Amarone Le Ragose 2001 (Terroir, R$ 262, 50). Elaborado com 60% Corvina (60%), Rondinella (30%) e 10% de outras uvas, 15% de álcool. Elaboração tradicional com maceração longa de 20 dias e um ano em tonéis grandes de carvalho esloveno usado. Cor granada escuro, aromas intensos bem ao estilo clássico, com resinas, florais, cerejas pretas e ameixas ultramaduras, chocolate, amêndoas, e um toque mineral que lhe confere personalidade. Paladar denso, encorpado, muito macio e elegante, bons taninos, final longo e seco.

Amarone I Castei Campo Casalin 1999, Michele Castellani (Decanter, US$ 76, 50). Corvina Veronese (65%), Rondinella (20%), Molinara (10%) e 5% de castas antigas, típicas da região, com 36 meses em tonéis (5.000 litros) de carvalho da Eslovênia e em barricas de carvalho francês (225 e 500 litros), com 15, 5% de álcool. Rubi escuro com reflexos granada. Aromas potentes de frutas compotadas (amoras), tostados (café), especiarias (pimenta, baunilha, alcaçuz), vegetais (musgo, tabaco). Paladar de grande estrutura, bem equilibrado, com tudo no lugar: taninos, acidez, maciez, frescor, persistência.

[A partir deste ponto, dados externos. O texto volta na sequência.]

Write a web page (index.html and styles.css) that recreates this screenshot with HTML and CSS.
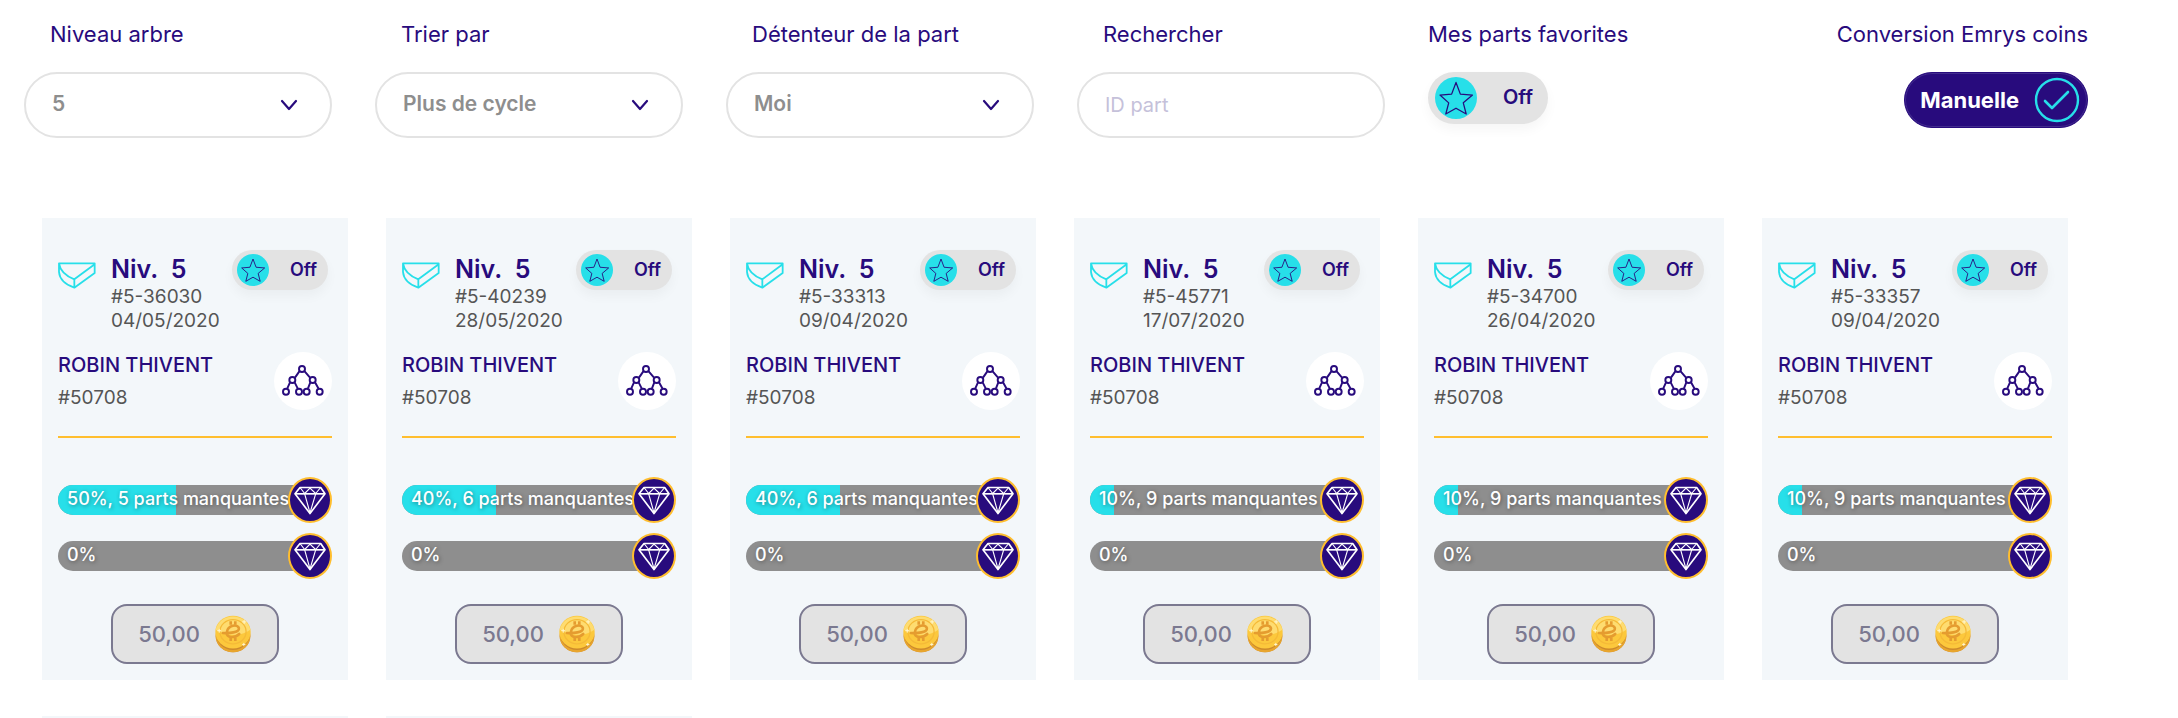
FILE: index.html
```html
<!DOCTYPE html>
<html lang="fr">
<head>
<meta charset="utf-8">
<meta name="viewport" content="width=device-width, initial-scale=1">
<title>Mes parts</title>
<link rel="stylesheet" href="styles.css">
</head>
<body>
<svg class="sprite" aria-hidden="true">
  <symbol id="star" viewBox="636 146 70 70"><path d="M671 149L680 173L705 175L686 191L692 214L671 202L650 214L656 191L638 175L662 173Z" fill="none" stroke="#280b7d" stroke-width="2.6" stroke-linejoin="round"/></symbol>
  <symbol id="wedge" viewBox="86 155 114 81"><path d="M89 159H196V188L135 232C112 224 91 208 89 185V159C92 180 110 197 135 207L196 162M135 207V232" fill="none" stroke="#27dfe9" stroke-width="5.4" stroke-linejoin="round"/></symbol>
  <symbol id="tree" viewBox="732 426 174 174"><g fill="none" stroke="#280b7d" stroke-width="5.8"><path d="M808 484L795 503M824 484L840 503M780 517L772 535M794 517L803 535M841 517L834 535M855 517L865 535"/><circle cx="816" cy="477" r="9"/><circle cx="787" cy="510" r="9"/><circle cx="848" cy="510" r="9"/><circle cx="768" cy="545" r="9"/><circle cx="807" cy="545" r="9"/><circle cx="830" cy="545" r="9"/><circle cx="869" cy="545" r="9"/></g></symbol>
  <symbol id="gem" viewBox="790 115 96 86"><g fill="none" stroke="#fff" stroke-linejoin="round"><path d="M808 119H870L883 138L838 197L793 138Z" stroke-width="5"/><path d="M793 138H883" stroke-width="5"/><path d="M808 119L822 137L838 121L855 137L870 119M822 138L838 195L855 138" stroke-width="3.4"/></g></symbol>
  <symbol id="coin" viewBox="553 488 116 120"><ellipse cx="611" cy="554" rx="53" ry="50" fill="#cd8a2c"/><path d="M558 545A53 52 0 0 0 664 545V554A53 50 0 0 1 558 554Z" fill="#e8a52e"/><ellipse cx="611" cy="542" rx="54" ry="50" fill="#fcc83c"/><path d="M558 535A54 50 0 0 1 664 535Q640 552 611 550Q580 549 558 535Z" fill="#fedc70"/><ellipse cx="611" cy="541" rx="40" ry="37" fill="none" stroke="#f5ba38" stroke-width="4"/><path d="M580 545C598 546 632 544 629 530C626 517 595 519 592 543C591 561 617 561 630 548" fill="none" stroke="#e59c2f" stroke-width="8" stroke-linecap="round"/><path d="M604 520V509M618 520V509M604 569V559M618 569V559" stroke="#e59c2f" stroke-width="8"/><path d="M645 505V517M639 511H651M569 532V544M563 538H575M644 575V585M639 580H649" stroke="#fff6cf" stroke-width="3"/></symbol>
  <symbol id="chevron" viewBox="0 0 18 12"><path d="M2 2L9 10L16 2" fill="none" stroke="#280b7d" stroke-width="2.2" stroke-linecap="round" stroke-linejoin="round"/></symbol>
  <symbol id="check" viewBox="0 0 46 46"><g fill="none" stroke="#27dfe9" stroke-linecap="round" stroke-linejoin="round"><circle cx="23" cy="23" r="21" stroke-width="2.4"/><path d="M11 24L18 31L34 15" stroke-width="2.6"/></g></symbol>
</svg>

<form class="filters">
  <div class="field">
    <label class="caption" for="level">Niveau arbre</label>
    <div class="pick"><select id="level"><option>5</option></select><svg><use href="#chevron"/></svg></div>
  </div>
  <div class="field">
    <label class="caption" for="sort">Trier par</label>
    <div class="pick"><select id="sort"><option>Plus de cycle</option></select><svg><use href="#chevron"/></svg></div>
  </div>
  <div class="field">
    <label class="caption" for="owner">Détenteur de la part</label>
    <div class="pick"><select id="owner"><option>Moi</option></select><svg><use href="#chevron"/></svg></div>
  </div>
  <div class="field">
    <label class="caption" for="search">Rechercher</label>
    <input class="search" id="search" type="text" placeholder="ID part">
  </div>
  <div class="options">
    <div class="option">
      <span class="caption" id="fav-caption">Mes parts favorites</span>
      <label class="toggle toggle-large"><span class="knob"><input type="checkbox" aria-labelledby="fav-caption"><svg><use href="#star"/></svg></span>Off</label>
    </div>
    <div class="option option-end">
      <span class="caption">Conversion Emrys coins</span>
      <button class="mode" type="button">Manuelle<svg><use href="#check"/></svg></button>
    </div>
  </div>
</form>

<main class="cards">
  <article class="card">
    <header class="head"><svg class="wedge"><use href="#wedge"/></svg><div class="ident"><h2>Niv.&nbsp; 5</h2><p>#5-36030</p><p>04/05/2020</p></div><label class="toggle"><span class="knob"><input type="checkbox"><svg><use href="#star"/></svg></span>Off</label></header>
    <div class="owner"><div><h3>ROBIN THIVENT</h3><p>#50708</p></div><button class="tree" type="button" aria-label="Arbre"><svg><use href="#tree"/></svg></button></div>
    <div class="gauges">
      <div class="gauge"><div class="bar"><div class="fill" style="width:50%"></div><span>50%, 5 parts manquantes</span></div><i class="gem"><svg><use href="#gem"/></svg></i></div>
      <div class="gauge"><div class="bar"><div class="fill" style="width:0%"></div><span>0%</span></div><i class="gem"><svg><use href="#gem"/></svg></i></div>
    </div>
    <button class="price" type="button">50,00<svg><use href="#coin"/></svg></button>
  </article>
  <article class="card">
    <header class="head"><svg class="wedge"><use href="#wedge"/></svg><div class="ident"><h2>Niv.&nbsp; 5</h2><p>#5-40239</p><p>28/05/2020</p></div><label class="toggle"><span class="knob"><input type="checkbox"><svg><use href="#star"/></svg></span>Off</label></header>
    <div class="owner"><div><h3>ROBIN THIVENT</h3><p>#50708</p></div><button class="tree" type="button" aria-label="Arbre"><svg><use href="#tree"/></svg></button></div>
    <div class="gauges">
      <div class="gauge"><div class="bar"><div class="fill" style="width:40%"></div><span>40%, 6 parts manquantes</span></div><i class="gem"><svg><use href="#gem"/></svg></i></div>
      <div class="gauge"><div class="bar"><div class="fill" style="width:0%"></div><span>0%</span></div><i class="gem"><svg><use href="#gem"/></svg></i></div>
    </div>
    <button class="price" type="button">50,00<svg><use href="#coin"/></svg></button>
  </article>
  <article class="card">
    <header class="head"><svg class="wedge"><use href="#wedge"/></svg><div class="ident"><h2>Niv.&nbsp; 5</h2><p>#5-33313</p><p>09/04/2020</p></div><label class="toggle"><span class="knob"><input type="checkbox"><svg><use href="#star"/></svg></span>Off</label></header>
    <div class="owner"><div><h3>ROBIN THIVENT</h3><p>#50708</p></div><button class="tree" type="button" aria-label="Arbre"><svg><use href="#tree"/></svg></button></div>
    <div class="gauges">
      <div class="gauge"><div class="bar"><div class="fill" style="width:40%"></div><span>40%, 6 parts manquantes</span></div><i class="gem"><svg><use href="#gem"/></svg></i></div>
      <div class="gauge"><div class="bar"><div class="fill" style="width:0%"></div><span>0%</span></div><i class="gem"><svg><use href="#gem"/></svg></i></div>
    </div>
    <button class="price" type="button">50,00<svg><use href="#coin"/></svg></button>
  </article>
  <article class="card">
    <header class="head"><svg class="wedge"><use href="#wedge"/></svg><div class="ident"><h2>Niv.&nbsp; 5</h2><p>#5-45771</p><p>17/07/2020</p></div><label class="toggle"><span class="knob"><input type="checkbox"><svg><use href="#star"/></svg></span>Off</label></header>
    <div class="owner"><div><h3>ROBIN THIVENT</h3><p>#50708</p></div><button class="tree" type="button" aria-label="Arbre"><svg><use href="#tree"/></svg></button></div>
    <div class="gauges">
      <div class="gauge"><div class="bar"><div class="fill" style="width:10%"></div><span>10%, 9 parts manquantes</span></div><i class="gem"><svg><use href="#gem"/></svg></i></div>
      <div class="gauge"><div class="bar"><div class="fill" style="width:0%"></div><span>0%</span></div><i class="gem"><svg><use href="#gem"/></svg></i></div>
    </div>
    <button class="price" type="button">50,00<svg><use href="#coin"/></svg></button>
  </article>
  <article class="card">
    <header class="head"><svg class="wedge"><use href="#wedge"/></svg><div class="ident"><h2>Niv.&nbsp; 5</h2><p>#5-34700</p><p>26/04/2020</p></div><label class="toggle"><span class="knob"><input type="checkbox"><svg><use href="#star"/></svg></span>Off</label></header>
    <div class="owner"><div><h3>ROBIN THIVENT</h3><p>#50708</p></div><button class="tree" type="button" aria-label="Arbre"><svg><use href="#tree"/></svg></button></div>
    <div class="gauges">
      <div class="gauge"><div class="bar"><div class="fill" style="width:10%"></div><span>10%, 9 parts manquantes</span></div><i class="gem"><svg><use href="#gem"/></svg></i></div>
      <div class="gauge"><div class="bar"><div class="fill" style="width:0%"></div><span>0%</span></div><i class="gem"><svg><use href="#gem"/></svg></i></div>
    </div>
    <button class="price" type="button">50,00<svg><use href="#coin"/></svg></button>
  </article>
  <article class="card">
    <header class="head"><svg class="wedge"><use href="#wedge"/></svg><div class="ident"><h2>Niv.&nbsp; 5</h2><p>#5-33357</p><p>09/04/2020</p></div><label class="toggle"><span class="knob"><input type="checkbox"><svg><use href="#star"/></svg></span>Off</label></header>
    <div class="owner"><div><h3>ROBIN THIVENT</h3><p>#50708</p></div><button class="tree" type="button" aria-label="Arbre"><svg><use href="#tree"/></svg></button></div>
    <div class="gauges">
      <div class="gauge"><div class="bar"><div class="fill" style="width:10%"></div><span>10%, 9 parts manquantes</span></div><i class="gem"><svg><use href="#gem"/></svg></i></div>
      <div class="gauge"><div class="bar"><div class="fill" style="width:0%"></div><span>0%</span></div><i class="gem"><svg><use href="#gem"/></svg></i></div>
    </div>
    <button class="price" type="button">50,00<svg><use href="#coin"/></svg></button>
  </article>
  <div class="card-edge"></div>
  <div class="card-edge"></div>
</main>
</body>
</html>
```
FILE: styles.css
```css
* { box-sizing: border-box; }

body {
  margin: 0;
  background: #fff;
  color: #280b7d;
  font-family: Inter, "Liberation Sans", sans-serif;
  font-size: 18px;
}

h2, h3, p { margin: 0; }

button, input, select { font-family: inherit; color: inherit; margin: 0; }

svg { display: block; flex: none; }

.sprite { display: none; }

/* Filters */
.filters {
  display: grid;
  grid-template-columns: repeat(4, minmax(0, 14fr)) minmax(0, 30fr);
  column-gap: 43px;
  padding: 20px 90px 80px 24px;
}

.caption {
  display: block;
  font-size: 22px;
  line-height: 28px;
  margin-bottom: 24px;
  white-space: nowrap;
}

.field .caption { padding-left: 26px; }

.pick { display: grid; align-items: center; }

.pick > * { grid-area: 1 / 1; }

.pick svg {
  width: 18px;
  height: 12px;
  justify-self: end;
  margin-right: 34px;
  pointer-events: none;
}

.pick select, .search {
  width: 100%;
  height: 66px;
  border: 2px solid #e3e3e3;
  border-radius: 33px;
  background: #fff;
  padding: 0 26px;
  font-size: 20px;
  outline: none;
}

.pick select {
  appearance: none;
  color: #8e8e8e;
  font-size: 21px;
  font-weight: 600;
  padding: 0 60px 4px 26px;
}

.search::placeholder { color: #c5c1da; opacity: 1; }

.options { display: flex; justify-content: space-between; }

.option { display: flex; flex-direction: column; align-items: flex-start; }

.option-end { align-items: flex-end; }

.toggle {
  display: flex;
  align-items: center;
  justify-content: space-between;
  width: 96px;
  height: 40px;
  padding: 0 11px 2px 5px;
  border-radius: 20px;
  background: #e3e3e3;
  box-shadow: 0 6px 12px rgba(0, 0, 0, 0.04);
  font-size: 18px;
  font-weight: 600;
}

.knob { display: grid; place-items: center; padding-top: 2px; }

.knob > * { grid-area: 1 / 1; }

.knob input {
  appearance: none;
  width: 32px;
  height: 32px;
  border-radius: 50%;
  background: #27dfe9;
}

.knob svg { width: 24px; height: 24px; pointer-events: none; }

.toggle-large {
  width: 120px;
  height: 52px;
  padding: 0 15px 2px 7px;
  border-radius: 26px;
  font-size: 20px;
}

.toggle-large input { width: 42px; height: 42px; }

.toggle-large svg { width: 34px; height: 34px; }

.mode {
  display: flex;
  align-items: center;
  gap: 15px;
  height: 56px;
  padding: 0 7px 0 15px;
  border: 1px solid #280b7d;
  border-radius: 28px;
  background: #280b7d;
  box-shadow: inset 0 0 0 1px #432c8e;
  color: #fff;
  font-size: 22px;
  font-weight: 700;
}

.mode svg { width: 46px; height: 46px; }

/* Cards */
.cards {
  display: grid;
  grid-template-columns: repeat(6, minmax(0, 1fr));
  gap: 36px 38px;
  padding: 0 110px 0 42px;
}

.card {
  display: flex;
  flex-direction: column;
  background: #f3f7fa;
  padding: 32px 16px 16px;
}

.card-edge { height: 2px; background: #f3f7fa; }

.head { display: flex; align-items: flex-start; }

.wedge { width: 38px; height: 27px; margin: 12px 15px 0 0; }

.ident { flex: 1; min-width: 0; color: #555; white-space: nowrap; }

.ident h2 {
  color: #280b7d;
  font-size: 25px;
  font-weight: 600;
  line-height: 31px;
  padding-top: 4px;
}

.ident p { font-size: 19px; line-height: 24px; }

.head .toggle { flex: none; margin-right: 4px; }

.owner {
  display: flex;
  justify-content: space-between;
  align-items: center;
  margin-top: 15px;
  padding-bottom: 22px;
  border-bottom: 2px solid #ffbe2e;
}

.owner h3 { font-size: 20px; font-weight: 500; line-height: 34px; white-space: nowrap; }

.owner p { color: #555; font-size: 19px; line-height: 32px; }

.tree { border: 0; padding: 0; border-radius: 50%; background: #fff; }

.tree svg { width: 58px; height: 58px; }

.gauges { display: grid; gap: 10px; padding: 39px 0 25px; }

.gauge { display: flex; align-items: center; }

.bar {
  display: grid;
  flex: 1;
  height: 30px;
  border-radius: 15px 0 0 15px;
  background: #8e8e8e;
  overflow: hidden;
}

.bar > * { grid-area: 1 / 1; }

.fill { background: #27dfe9; }

.bar span {
  padding-left: 9px;
  color: #fff;
  font-size: 18px;
  font-weight: 500;
  line-height: 28px;
  white-space: nowrap;
  text-shadow: 1px 1px 4px rgba(0, 0, 0, 0.4);
}

.gem {
  display: grid;
  place-items: center;
  width: 44px;
  height: 46px;
  margin-left: -6px;
  border: 2px solid #ffbe2e;
  border-radius: 50%;
  background: #280b7d;
}

.gem svg { width: 32px; height: 29px; }

.price {
  display: flex;
  align-items: center;
  justify-content: center;
  gap: 14px;
  align-self: center;
  width: 168px;
  height: 60px;
  border: 2px solid #7b7990;
  border-radius: 16px;
  background: #e3e3e3;
  color: #7b7990;
  font-size: 22px;
  font-weight: 500;
}

.price svg { width: 38px; height: 40px; }
```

Amarone Vaio Armaron 1999, Serègo Alighieri (Mistral, US$ 124). Elaborado com Corvina (65%), Rondinella (20%) e Molinara (15%), matura por três anos em tonéis de carvalho esloveno e depois mais quatro meses em barris de cerejeira. Rubi escuro com reflexos na transição entre violeta e granada. Aromas potentes (empurrados pelo 15, 5% de álcool.), finos e complexos, de especiarias, resinas, frutas maceradas (amoras, cerejas, ameixas), baunilha, violetas, tabaco, pimenta, canela, cacau, e cogumelos. Paladar de grande estrutura, equilibrado, com boa acidez (raro em um Amarone). Para longa guarda.

Amarone Classico 2000, Allegrini (Expand, R$ 358, 00). Um Amarone que agrega estilo moderno à personalidade de toda a região. Vermelho granada opaco. Aromas evoluíram muito ao longo da degustação (decantado uma hora antes), complexo e opulento, com ameixa passa, couro, chocolate, defumados, especiarias. Paladar volumoso e compacto, macio (com 15% de álcool), longo. Grande vinho.